**Goal**
Produce a word-for-word copy of the listing below without its pictures.

**Information shown**
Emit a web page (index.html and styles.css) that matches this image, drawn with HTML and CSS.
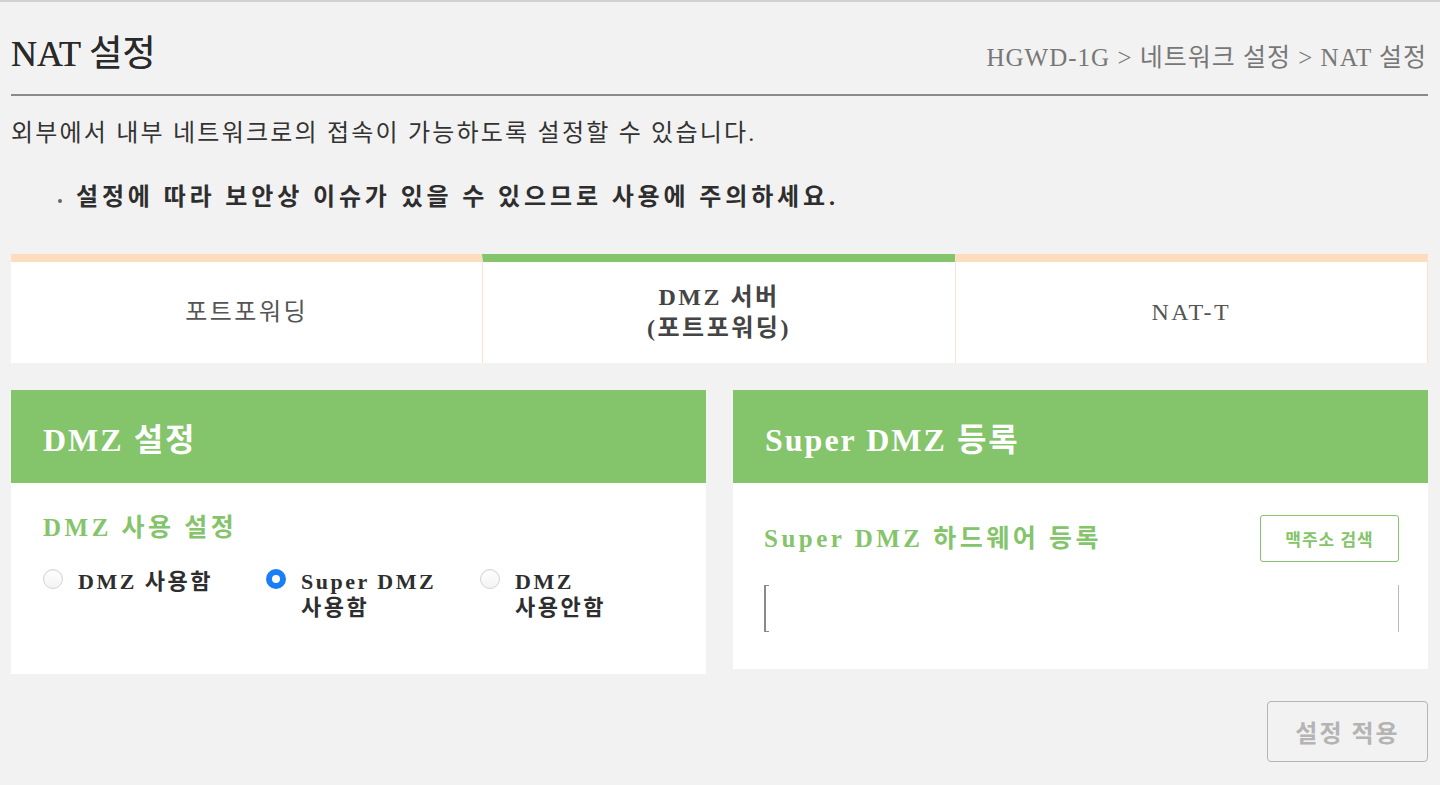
FILE: index.html
```html
<!DOCTYPE html>
<html lang="ko">

<head>
   <meta charset="UTF-8">
   <meta name="viewport" content="width=device-width, initial-scale=1.0">
   <title>NAT 설정</title>
   <link rel="stylesheet" href="styles.css">
</head>

<body>
   <div class="pagina">
      <!-- Cabecera -->
      <div class="cabecera">
         <h1 class="titulo">NAT 설정</h1>
         <div class="ruta">HGWD-1G &gt; 네트워크 설정 &gt; NAT 설정</div>
      </div>

      <p class="descripcion">외부에서 내부 네트워크로의 접속이 가능하도록 설정할 수 있습니다.</p>
      <ul class="avisos">
         <li><span class="punto"></span>설정에 따라 보안상 이슈가 있을 수 있으므로 사용에 주의하세요.</li>
      </ul>

      <!-- Pestañas -->
      <div class="pestanas">
         <div class="pestana">포트포워딩</div>
         <div class="pestana activa">DMZ 서버<br>(포트포워딩)</div>
         <div class="pestana">NAT-T</div>
      </div>

      <!-- Tarjetas -->
      <div class="tarjetas">
         <div class="tarjeta">
            <div class="tarjeta-cab">DMZ 설정</div>
            <div class="tarjeta-cuerpo izq">
               <h2 class="subtitulo">DMZ 사용 설정</h2>
               <div class="opciones">
                  <label class="opcion">
                     <input type="radio" name="dmz">
                     <span class="texto">DMZ 사용함</span>
                  </label>
                  <label class="opcion">
                     <input type="radio" name="dmz" checked>
                     <span class="texto">Super DMZ 사용함</span>
                  </label>
                  <label class="opcion">
                     <input type="radio" name="dmz">
                     <span class="texto">DMZ 사용안함</span>
                  </label>
               </div>
            </div>
         </div>

         <div class="tarjeta">
            <div class="tarjeta-cab">Super DMZ 등록</div>
            <div class="tarjeta-cuerpo der">
               <div class="fila">
                  <h2 class="subtitulo">Super DMZ 하드웨어 등록</h2>
                  <button class="btn-buscar">맥주소 검색</button>
               </div>
               <div class="caja-mac"></div>
            </div>
         </div>
      </div>

      <div class="acciones">
         <button class="btn-aplicar" disabled>설정 적용</button>
      </div>
   </div>
</body>

</html>
```

FILE: styles.css
```css
/* Estilos generales */
body {
   margin: 0;
   background: #f2f2f2;
   border-top: 2px solid #d2d2d2;
   font-family: "Liberation Serif", "Noto Sans CJK KR", serif;
   color: #333;
   word-break: keep-all;
}

.pagina {
   padding: 0 12px 0 11px;
}

/* Cabecera */
.cabecera {
   display: flex;
   justify-content: space-between;
   align-items: baseline;
   padding-top: 30px;
   padding-bottom: 18px;
   border-bottom: 2px solid #8a8a8a;
}

.titulo {
   margin: 0;
   font-size: 36px;
   font-weight: normal;
   line-height: 44px;
   color: #2a2a2a;
   text-shadow: 0 0 0.4px #2a2a2a;
}

.ruta {
   font-size: 25px;
   color: #777;
   letter-spacing: 1px;
   padding-right: 1px;
}

.descripcion {
   margin: 21px 0 0;
   font-size: 24px;
   line-height: 33px;
   letter-spacing: 2.2px;
   color: #333;
}

.avisos {
   list-style: none;
   margin: 30px 0 0;
   padding: 0 0 0 47px;
}

.avisos li {
   display: flex;
   align-items: center;
   font-size: 24px;
   font-weight: bold;
   line-height: 34px;
   letter-spacing: 3.85px;
   color: #2e2e2e;
}

.avisos .punto {
   width: 4px;
   height: 4px;
   border-radius: 50%;
   background: #666;
   margin: 8px 14px 0 0;
}

/* Pestañas */
.pestanas {
   display: flex;
   margin-top: 40px;
}

.pestana {
   flex: 1;
   height: 101px;
   display: flex;
   align-items: center;
   justify-content: center;
   text-align: center;
   background: #fff;
   border-top: 8px solid #fddcc0;
   border-left: 1px solid #fbe3d0;
   font-size: 24px;
   line-height: 31px;
   letter-spacing: 2.5px;
   color: #555;
}

.pestana:first-child {
   border-left: none;
}

.pestana:last-child {
   border-right: 1px solid #fbe3d0;
}

.pestana.activa {
   border-top-color: #84c46a;
   font-weight: bold;
   color: #444;
}

/* Tarjetas */
.tarjetas {
   display: flex;
   align-items: flex-start;
   gap: 27px;
   margin-top: 27px;
}

.tarjeta {
   flex: 1;
   background: #fff;
}

.tarjeta-cab {
   height: 93px;
   display: flex;
   align-items: center;
   padding-left: 32px;
   background: #84c46a;
   color: #fff;
   font-size: 32px;
   font-weight: bold;
   letter-spacing: 2px;
}

.tarjeta-cuerpo.izq {
   padding: 27px 32px 53px;
}

.tarjeta-cuerpo.der {
   padding: 32px 29px 37px 31px;
}

.subtitulo {
   margin: 0;
   font-size: 25px;
   line-height: 35px;
   letter-spacing: 3.5px;
   color: #84c46a;
}

.fila {
   display: flex;
   justify-content: space-between;
   align-items: center;
}

/* Opciones de radio */
.opciones {
   display: grid;
   grid-template-columns: 223px 214px 1fr;
   margin-top: 24px;
}

.opcion {
   display: flex;
   align-items: flex-start;
   gap: 15px;
   cursor: pointer;
}

.opcion input {
   appearance: none;
   -webkit-appearance: none;
   flex: none;
   width: 20px;
   height: 20px;
   margin: 0;
   border-radius: 50%;
   border: 1px solid #d4d4d4;
   background: linear-gradient(#ffffff, #f3f3f3);
   box-shadow: inset 0 1px 1px rgba(0, 0, 0, 0.06);
}

.opcion input:checked {
   border: 6px solid #1a7ef6;
   background: #fff;
   box-shadow: none;
}

.opcion .texto {
   max-width: 150px;
   font-size: 22px;
   font-weight: bold;
   line-height: 26px;
   letter-spacing: 2.5px;
   color: #2e2e2e;
}

/* Botones */
.btn-buscar {
   width: 139px;
   height: 47px;
   background: #fff;
   border: 1.5px solid #84c46a;
   border-radius: 3px;
   font-family: "Liberation Serif", "Noto Sans CJK KR", serif;
   font-size: 17px;
   font-weight: bold;
   letter-spacing: 1px;
   color: #84c46a;
}

.caja-mac {
   position: relative;
   height: 47px;
   margin-top: 23px;
   border-left: 2px solid #8a8a8a;
   border-right: 1px solid #b8b8b8;
}

.caja-mac::before,
.caja-mac::after {
   content: "";
   position: absolute;
   left: 0;
   width: 3px;
   height: 1px;
   background: #8a8a8a;
}

.caja-mac::before {
   top: 0;
}

.caja-mac::after {
   bottom: 0;
}

.acciones {
   display: flex;
   justify-content: flex-end;
   margin-top: 27px;
}

.btn-aplicar {
   width: 161px;
   height: 61px;
   background: transparent;
   border: 1.5px solid #b4b4b4;
   border-radius: 4px;
   font-family: "Liberation Serif", "Noto Sans CJK KR", serif;
   font-size: 24px;
   font-weight: bold;
   letter-spacing: 2px;
   color: #b4b4b4;
}
```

**Solution to this exercise**
Emit a web page (index.html and styles.css) that matches this image, drawn with HTML and CSS.
FILE: index.html
```html
<!DOCTYPE html>
<html lang="ko">

<head>
   <meta charset="UTF-8">
   <meta name="viewport" content="width=device-width, initial-scale=1.0">
   <title>NAT 설정</title>
   <link rel="stylesheet" href="styles.css">
</head>

<body>
   <div class="pagina">
      <!-- Cabecera -->
      <div class="cabecera">
         <h1 class="titulo">NAT 설정</h1>
         <div class="ruta">HGWD-1G &gt; 네트워크 설정 &gt; NAT 설정</div>
      </div>

      <p class="descripcion">외부에서 내부 네트워크로의 접속이 가능하도록 설정할 수 있습니다.</p>
      <ul class="avisos">
         <li><span class="punto"></span>설정에 따라 보안상 이슈가 있을 수 있으므로 사용에 주의하세요.</li>
      </ul>

      <!-- Pestañas -->
      <div class="pestanas">
         <div class="pestana">포트포워딩</div>
         <div class="pestana activa">DMZ 서버<br>(포트포워딩)</div>
         <div class="pestana">NAT-T</div>
      </div>

      <!-- Tarjetas -->
      <div class="tarjetas">
         <div class="tarjeta">
            <div class="tarjeta-cab">DMZ 설정</div>
            <div class="tarjeta-cuerpo izq">
               <h2 class="subtitulo">DMZ 사용 설정</h2>
               <div class="opciones">
                  <label class="opcion">
                     <input type="radio" name="dmz">
                     <span class="texto">DMZ 사용함</span>
                  </label>
                  <label class="opcion">
                     <input type="radio" name="dmz" checked>
                     <span class="texto">Super DMZ 사용함</span>
                  </label>
                  <label class="opcion">
                     <input type="radio" name="dmz">
                     <span class="texto">DMZ 사용안함</span>
                  </label>
               </div>
            </div>
         </div>

         <div class="tarjeta">
            <div class="tarjeta-cab">Super DMZ 등록</div>
            <div class="tarjeta-cuerpo der">
               <div class="fila">
                  <h2 class="subtitulo">Super DMZ 하드웨어 등록</h2>
                  <button class="btn-buscar">맥주소 검색</button>
               </div>
               <div class="caja-mac"></div>
            </div>
         </div>
      </div>

      <div class="acciones">
         <button class="btn-aplicar" disabled>설정 적용</button>
      </div>
   </div>
</body>

</html>
```

FILE: styles.css
```css
/* Estilos generales */
body {
   margin: 0;
   background: #f2f2f2;
   border-top: 2px solid #d2d2d2;
   font-family: "Liberation Serif", "Noto Sans CJK KR", serif;
   color: #333;
   word-break: keep-all;
}

.pagina {
   padding: 0 12px 0 11px;
}

/* Cabecera */
.cabecera {
   display: flex;
   justify-content: space-between;
   align-items: baseline;
   padding-top: 30px;
   padding-bottom: 18px;
   border-bottom: 2px solid #8a8a8a;
}

.titulo {
   margin: 0;
   font-size: 36px;
   font-weight: normal;
   line-height: 44px;
   color: #2a2a2a;
   text-shadow: 0 0 0.4px #2a2a2a;
}

.ruta {
   font-size: 25px;
   color: #777;
   letter-spacing: 1px;
   padding-right: 1px;
}

.descripcion {
   margin: 21px 0 0;
   font-size: 24px;
   line-height: 33px;
   letter-spacing: 2.2px;
   color: #333;
}

.avisos {
   list-style: none;
   margin: 30px 0 0;
   padding: 0 0 0 47px;
}

.avisos li {
   display: flex;
   align-items: center;
   font-size: 24px;
   font-weight: bold;
   line-height: 34px;
   letter-spacing: 3.85px;
   color: #2e2e2e;
}

.avisos .punto {
   width: 4px;
   height: 4px;
   border-radius: 50%;
   background: #666;
   margin: 8px 14px 0 0;
}

/* Pestañas */
.pestanas {
   display: flex;
   margin-top: 40px;
}

.pestana {
   flex: 1;
   height: 101px;
   display: flex;
   align-items: center;
   justify-content: center;
   text-align: center;
   background: #fff;
   border-top: 8px solid #fddcc0;
   border-left: 1px solid #fbe3d0;
   font-size: 24px;
   line-height: 31px;
   letter-spacing: 2.5px;
   color: #555;
}

.pestana:first-child {
   border-left: none;
}

.pestana:last-child {
   border-right: 1px solid #fbe3d0;
}

.pestana.activa {
   border-top-color: #84c46a;
   font-weight: bold;
   color: #444;
}

/* Tarjetas */
.tarjetas {
   display: flex;
   align-items: flex-start;
   gap: 27px;
   margin-top: 27px;
}

.tarjeta {
   flex: 1;
   background: #fff;
}

.tarjeta-cab {
   height: 93px;
   display: flex;
   align-items: center;
   padding-left: 32px;
   background: #84c46a;
   color: #fff;
   font-size: 32px;
   font-weight: bold;
   letter-spacing: 2px;
}

.tarjeta-cuerpo.izq {
   padding: 27px 32px 53px;
}

.tarjeta-cuerpo.der {
   padding: 32px 29px 37px 31px;
}

.subtitulo {
   margin: 0;
   font-size: 25px;
   line-height: 35px;
   letter-spacing: 3.5px;
   color: #84c46a;
}

.fila {
   display: flex;
   justify-content: space-between;
   align-items: center;
}

/* Opciones de radio */
.opciones {
   display: grid;
   grid-template-columns: 223px 214px 1fr;
   margin-top: 24px;
}

.opcion {
   display: flex;
   align-items: flex-start;
   gap: 15px;
   cursor: pointer;
}

.opcion input {
   appearance: none;
   -webkit-appearance: none;
   flex: none;
   width: 20px;
   height: 20px;
   margin: 0;
   border-radius: 50%;
   border: 1px solid #d4d4d4;
   background: linear-gradient(#ffffff, #f3f3f3);
   box-shadow: inset 0 1px 1px rgba(0, 0, 0, 0.06);
}

.opcion input:checked {
   border: 6px solid #1a7ef6;
   background: #fff;
   box-shadow: none;
}

.opcion .texto {
   max-width: 150px;
   font-size: 22px;
   font-weight: bold;
   line-height: 26px;
   letter-spacing: 2.5px;
   color: #2e2e2e;
}

/* Botones */
.btn-buscar {
   width: 139px;
   height: 47px;
   background: #fff;
   border: 1.5px solid #84c46a;
   border-radius: 3px;
   font-family: "Liberation Serif", "Noto Sans CJK KR", serif;
   font-size: 17px;
   font-weight: bold;
   letter-spacing: 1px;
   color: #84c46a;
}

.caja-mac {
   position: relative;
   height: 47px;
   margin-top: 23px;
   border-left: 2px solid #8a8a8a;
   border-right: 1px solid #b8b8b8;
}

.caja-mac::before,
.caja-mac::after {
   content: "";
   position: absolute;
   left: 0;
   width: 3px;
   height: 1px;
   background: #8a8a8a;
}

.caja-mac::before {
   top: 0;
}

.caja-mac::after {
   bottom: 0;
}

.acciones {
   display: flex;
   justify-content: flex-end;
   margin-top: 27px;
}

.btn-aplicar {
   width: 161px;
   height: 61px;
   background: transparent;
   border: 1.5px solid #b4b4b4;
   border-radius: 4px;
   font-family: "Liberation Serif", "Noto Sans CJK KR", serif;
   font-size: 24px;
   font-weight: bold;
   letter-spacing: 2px;
   color: #b4b4b4;
}
```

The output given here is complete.